Cloud’s words in my ears were long lost to me by this point.
“Shut up…”
“I hope he suffers, and then doesn’t make it. So he can suffer more. Forever.”
“Glory be to Allah, in the world, it is easy to confront anyone and interrupt him and say their usual justifications, but now he is—”
“Shut up—”
Cloud’s voice kept raising.
“Shut up!”
“—so he was stupid.”
“YOU’RE STUPID!” I snapped, then hung up, unfriended him, and cut all possible means for him to reach me on Discord.
I started it? How did I even start it??? By telling him Charlie Kirk died? By showing him the last video I liked of him? He was the one who said he was stupid — the very man I still had trouble grieving! And it escalated from there. I was already upset Charlie died, and he just made me feel worse!
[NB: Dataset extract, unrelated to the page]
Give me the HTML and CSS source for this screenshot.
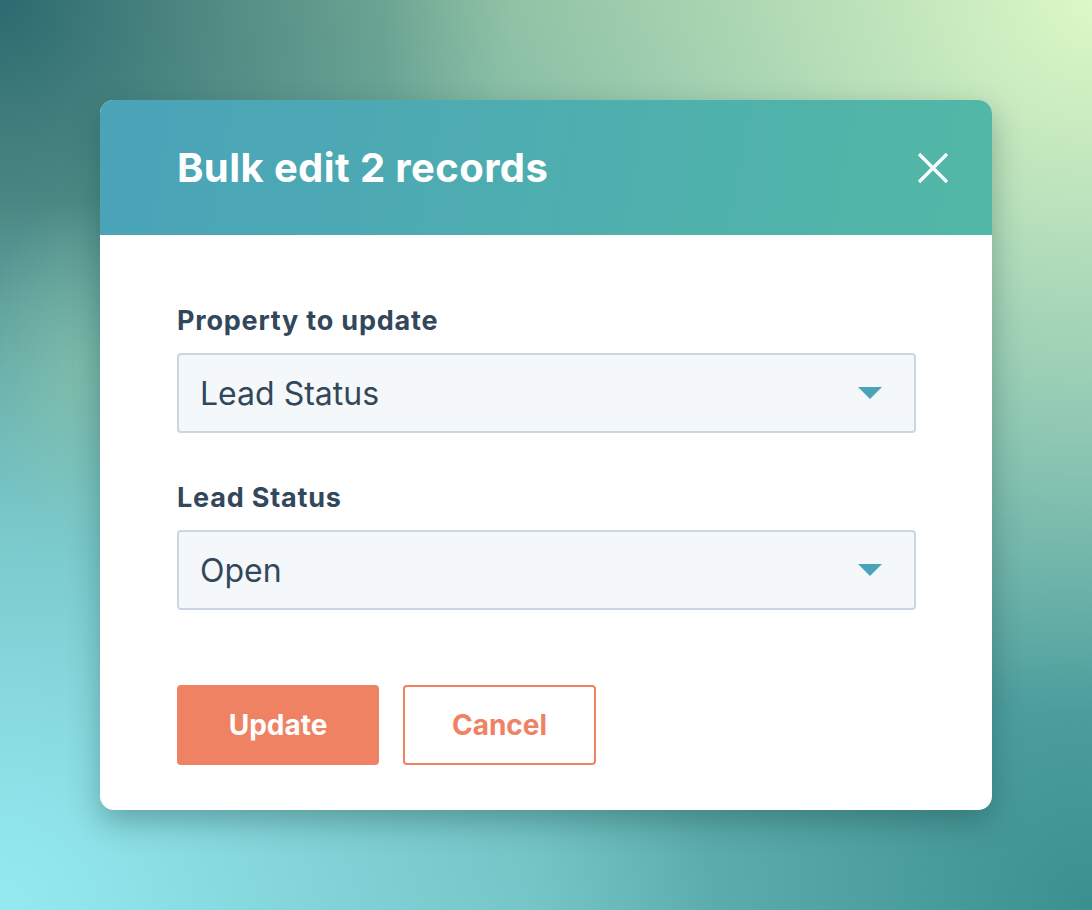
FILE: index.html
```html
<!DOCTYPE html>
<html lang="en">
<head>
  <meta charset="UTF-8">
  <meta name="viewport" content="width=device-width, initial-scale=1.0">
  <title>Bulk edit</title>
  <link rel="stylesheet" href="styles.css">
</head>
<body>

<div class="modal">
  <div class="modal-header">
    <h1>Bulk edit 2 records</h1>
    <button class="close" aria-label="Close">
      <svg width="32" height="32" viewBox="0 0 32 32">
        <path d="M2 2 L30 30 M30 2 L2 30" stroke="#fff" stroke-width="3.2" fill="none"/>
      </svg>
    </button>
  </div>

  <div class="modal-body">
    <div class="field">
      <label>Property to update</label>
      <div class="select">
        <span>Lead Status</span>
        <span class="caret"></span>
      </div>
    </div>

    <div class="field">
      <label>Lead Status</label>
      <div class="select">
        <span>Open</span>
        <span class="caret"></span>
      </div>
    </div>

    <div class="actions">
      <button class="btn primary">Update</button>
      <button class="btn secondary">Cancel</button>
    </div>
  </div>
</div>

</body>
</html>
```

FILE: styles.css
```css
html, body {
  height: 100%;
}

body {
  margin: 0;
  padding: 100px 100px 0 100px;
  box-sizing: border-box;
  font-family: Inter, "Noto Sans", sans-serif;
  color: #33475b;
  background:
    radial-gradient(ellipse 100px 170px at 80px 370px, rgba(150, 205, 170, 0.45), rgba(150, 205, 170, 0) 100%),
    radial-gradient(circle at 100% 0%, #dcf8c6 0, rgba(220, 248, 198, 0) 50%),
    radial-gradient(circle at 0% 100%, #95eaf2 0, rgba(149, 234, 242, 0) 50%),
    radial-gradient(circle at 100% 100%, #3b8f8f 0, rgba(59, 143, 143, 0) 40%),
    radial-gradient(circle at 0% 0%, #2c6a70 0, rgba(44, 106, 112, 0) 36%),
    linear-gradient(170deg, #86b99c, #62aaa6 45%, #6dbdbe);
}

.modal {
  width: 892px;
  background: #fff;
  border-radius: 14px;
  overflow: hidden;
  box-shadow: 0 12px 30px rgba(20, 60, 60, 0.35);
}

.modal-header {
  height: 135px;
  padding: 0 43px 0 77px;
  display: flex;
  align-items: center;
  justify-content: space-between;
  background: linear-gradient(100deg, #4aa3b9, #52b8a6);
}

h1 {
  margin: 0;
  color: #fff;
  font-size: 40px;
  font-weight: 700;
  letter-spacing: 0.4px;
}

.close {
  background: none;
  border: none;
  padding: 0;
  width: 32px;
  height: 32px;
  cursor: pointer;
}

.modal-body {
  padding: 70px 76px 45px 77px;
}

.field {
  margin-bottom: 49px;
}

.field label {
  display: block;
  font-size: 27px;
  font-weight: 700;
  line-height: 32px;
  letter-spacing: 0.8px;
  margin-bottom: 16px;
}

.select {
  height: 80px;
  box-sizing: border-box;
  padding: 0 32px 0 21px;
  display: flex;
  align-items: center;
  justify-content: space-between;
  background: #f5f8fa;
  border: 2px solid #cbd6e2;
  border-radius: 4px;
  font-size: 32px;
}

.caret {
  width: 0;
  height: 0;
  border-left: 12px solid transparent;
  border-right: 12px solid transparent;
  border-top: 12px solid #4ba3ba;
}

.actions {
  display: flex;
  gap: 24px;
  margin-top: 75px;
}

.btn {
  height: 80px;
  border-radius: 4px;
  font-family: Inter, "Noto Sans", sans-serif;
  font-size: 28px;
  font-weight: 700;
  cursor: pointer;
}

.primary {
  width: 202px;
  background: #ef8263;
  border: none;
  color: #fff;
}

.secondary {
  width: 193px;
  background: #fff;
  border: 2px solid #ef8263;
  color: #ef8263;
}
```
At least he had some compassion for Hitler’s life because I remember, and oh I remember it very well, him saying Hitler didn’t deserve to die.
Am I being irrational? What was wrong with what I did?
I wasn’t inviting debate. I was opening up, showing him something personal in the middle of my shock. That’s a vulnerable moment. And instead of recognising that, he bulldozed right past my feelings and went straight for the intellectual cockfight.
For all my high regard of his scholarly knowledge and intelligence, it was here I realised Cloud is ruled by ego. It seems to me that for him, everything is a stage to prove how "clever" or "morally superior" he is. Even tragedy becomes an excuse to flex his ideology. That’s why, instead of shutting up and respecting my grief, he picked at Kirk’s politics like a scab. He wasn’t listening to me — he was listening for his chance to sound smart.
I don’t feel emotionally safe with him, and I have never found him so repulsive. He isn’t the kind of man who can protect my vulnerability. He’s the kind who dissects it until it bleeds. Each time I think of the times I doted on him, it makes me gag.
Thank goodness he believes that “traditional values are a myth, they don’t exist because they keep changing,” because then, my admiration, affection, attraction, respect, and high regard for him — are all a myth, too. They never fucking existed, because they’ve absolutely and tremendously changed now.
I might be being too harsh, but that’s how I feel at present and how he made me feel.
But perhaps he was right. Yeah.. I see it now. It was all my fault. I did start the fire. I confided in and expected comfort from the wrong person.
It was almost seven in the morning when I ended things with him. I had initially planned to sleep in the little time I had left before I needed to get up, but because of it all, I wasn’t able to.
With a sleep-deprived mind, a heavy heart and grieving spirits, in my desperation to seek comfort and solidarity, I reached out to Johannes to share the gruesome news. He went through the same reaction I did. We were both shattered.
Despite the still-lingering acrimony I felt for the man, it was nice to have him empathise and grieve with me.